Unicode strings could have been defined as the equivalent of an array of chars only if everyone was willing to have strings waste an awful lot of space, especially if they're mostly ASCII.
UTF-16 instead of UTF-8 would allow constant char indexing at the cost of making ascii strings twice as large. But only if you are willing to ignore non-BMP characters indicated by surrogate pairs; meaning it doesn't really solve the problem.
Rust's approach makes sense in a world larger than just U.S. English.
It wouldn't. To cover full unicode space (there are more than 65535 characters defined, Google says it's about 1.1 million currently) you still need extension mechanisms as with utf8, but you need them less often. UTF32 is the only constant width encoding in the UTF encoding family.
That’s only true if you’re comfortable treating codepoints as separate units, but there are plenty of combining codepoints that only make semantic sense when paired with another one. In some sense, there’s no such thing as a constant-width Unicode encoding.
Surrogate pairs are used in UTF-16 to encode code points not in the BMP. If you don't deal with surrogate pairs, you are automatically restricted to BMP code points. That was my point.
I only mentioned the UTF-16 thing because that is how .NET handles strings, giving you char indexing into code units, but at the cost of spotty non-BMP support since each index may in fact be half of a code point. Lots of existing .NET code deals with this incorrectly, or just ignores surrogate pairs altogether.
It does, sort of. Surrogate pair codepoints are not assigned codepoints. They're permanent holes in codepoint values to allow UTF-16 to encode two-code-unit-width codepoints.
It's just that a lot of systems were built under the assumption that UCS-2 was enough and treat UTF-16 code units as codepoints, so the reserved surrogate range is treated sort of like real codepoints.
Proper treatment of UTF-16 transparently decodes surrogate pairs into the proper codepoints just like proper treatment of UTF-8 does.
True. A lot of broken code though...cough .NET cough... treats a UTF-16 code unit as a character and allows constant-time string indexing, letting higher level code deal with (or ignore) surrogate pairs. Usually ignore.

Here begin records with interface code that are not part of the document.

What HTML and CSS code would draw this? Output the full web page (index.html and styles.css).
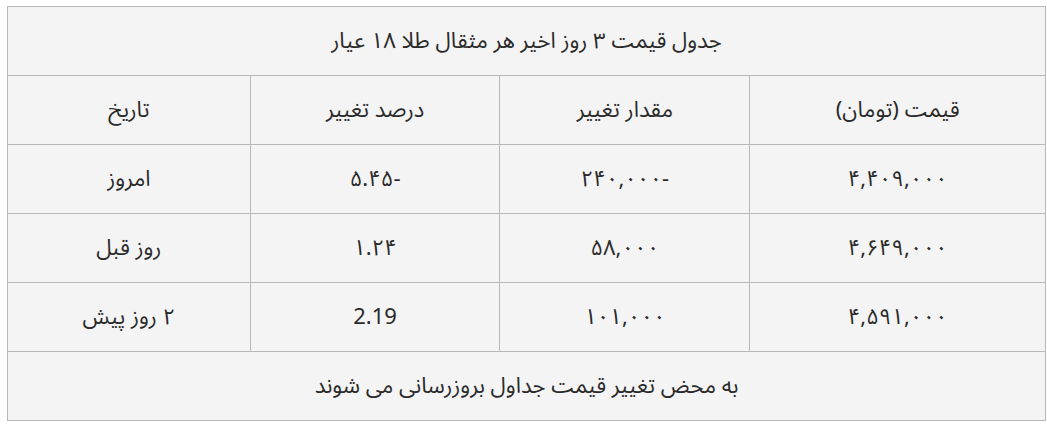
FILE: index.html
```html
<!DOCTYPE html>
<html lang="fa" dir="rtl">
<head>
<meta charset="utf-8">
<link rel="stylesheet" href="styles.css">
</head>
<body>
<table class="price-table">
  <tr><td class="full" colspan="4">جدول قیمت ۳ روز اخیر هر مثقال طلا ۱۸ عیار</td></tr>
  <tr><td class="c1">قیمت (تومان)</td><td class="c2">مقدار تغییر</td><td class="c3">درصد تغییر</td><td class="c4">تاریخ</td></tr>
  <tr><td>۴,۴۰۹,۰۰۰</td><td>-۲۴۰,۰۰۰</td><td>-۵.۴۵</td><td>امروز</td></tr>
  <tr><td>۴,۶۴۹,۰۰۰</td><td>۵۸,۰۰۰</td><td>۱.۲۴</td><td>روز قبل</td></tr>
  <tr><td>۴,۵۹۱,۰۰۰</td><td>۱۰۱,۰۰۰</td><td>2.19</td><td>۲ روز پیش</td></tr>
  <tr><td class="full" colspan="4">به محض تغییر قیمت جداول بروزرسانی می شوند</td></tr>
</table>
</body>
</html>
```
FILE: styles.css
```css
html, body { margin: 0; padding: 0; background: #fff; }
body { padding: 6px 1px 0 8px; }
.price-table {
  width: 1039px;
  border-collapse: collapse;
  background: #f4f4f4;
  font-family: "Noto Sans Arabic", "DejaVu Sans", sans-serif;
  font-size: 22px;
  color: #2a2a2a;
}
.price-table td {
  border: 1px solid #b8b8b8;
  height: 68px;
  padding: 0;
  text-align: center;
  vertical-align: middle;
}
.c1 { width: 295px; }
.c2 { width: 249px; }
.c3 { width: 249px; }
.c4 { width: 242px; }
```
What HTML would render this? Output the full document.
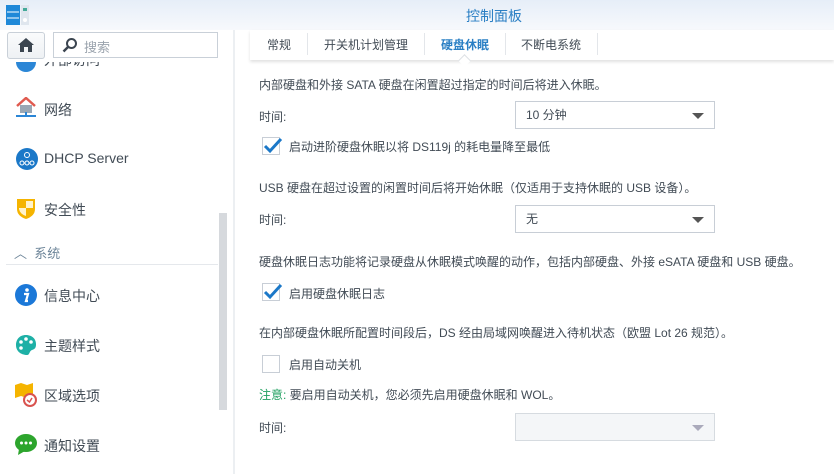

Code Unit . The minimal bit combination that can represent a unit of encoded text for processing or interchange. The Unicode Standard uses 8-bit code units in the UTF-8 encoding form, 16-bit code units in the UTF-16 encoding form, and 32-bit code units in the UTF-32 encoding form. (See definition D77 in Section 3.9, Unicode Encoding Forms.)
Code Point . (1) Any value in the Unicode codespace; that is, the range of integers from 0 to 10FFFF16. (See definition D10 in Section 3.4, Characters and Encoding.) Not all code points are assigned to encoded characters. See code point type . (2) A value, or position, for a character, in any coded character set.
Designated Code Point . Any code point that has either been assigned to an abstract character ( assigned characters ) or that has otherwise been given a normative function by the standard (surrogate code points and noncharacters). This definition excludes reserved code points. Also known as assigned code point . (See Section 2.4 Code Points and Characters.)
Surrogate Character . A misnomer. It would be an encoded character having a surrogate code point, which is impossible. Do not use this term.
Surrogate Code Point . A Unicode code point in the range U+D800..U+DFFF. Reserved for use by UTF-16, where a pair of surrogate code units (a high surrogate followed by a low surrogate) “stand in” for a supplementary code point.